Critical analysis of determining induction motor operating power factor using measurement and estimation techniques

Abstract

Induction motors are the most used in commercial and industrial areas that consume the majority of generated electrical energy. The induction motors always create a low power factor. The low power factor not only create a penalty charge for industrial customers, but also produces energy losses in electrical systems. To prevent such issues, the users responsible to maintain the power factor to unity. Many researchers expressed that reactive power compensation by capacitors bank can be a substantial solution to maintain the power factor in the desired level at any loads, but providing the optimal reactive power still is a controversial topic. In the last decade, the power factor correction formula leads to obtain the optimal reactive power using measurement of input power and the operating power factor. However, measurement of these values synchronously create difficulties at any loading points. This research will examine a solution to determine the operating power factor of induction motors against input power from no-load to full/over-load conditions using measurement and estimation techniques.

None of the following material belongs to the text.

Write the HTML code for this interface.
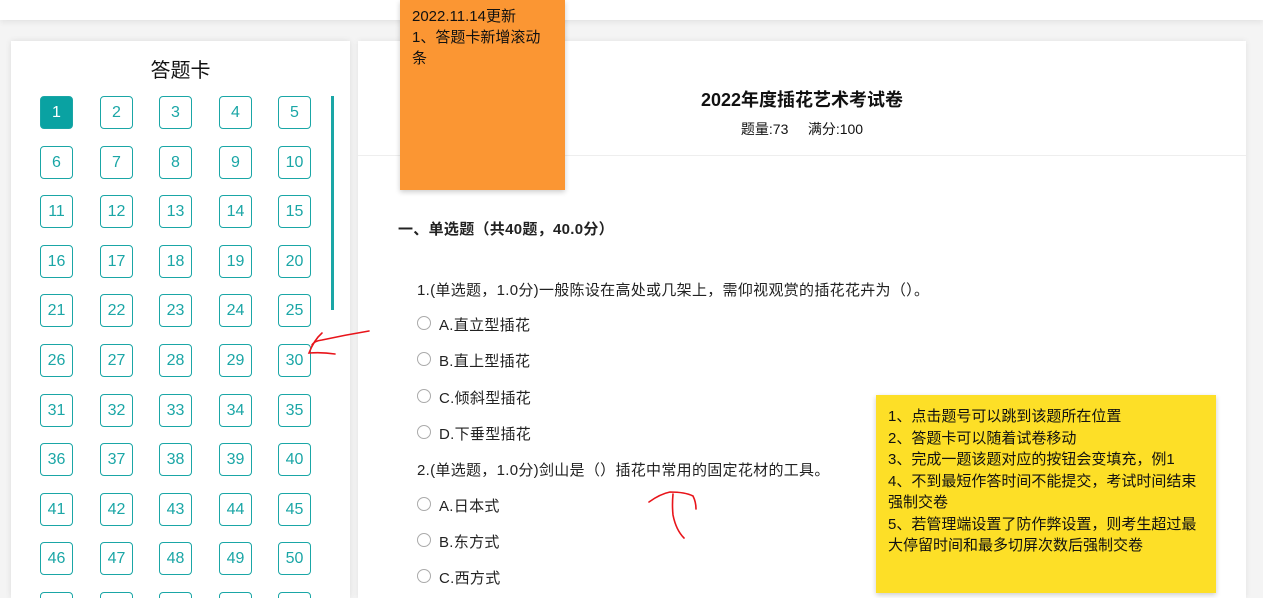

In this thesis, estimation techniques including Kriging, regression, neural network and support vector regression are implemented in three different induction motors with the size of 250 W, 10 HP and 100 HP in order to identify the best estimation technique. In these cases, the support vector regression technique with some inputs data determined the power factor and input power at every desired loading points with high accuracy. These estimated values contributed to obtain the optimal reactive power and so prevent under or over correction at any loading points.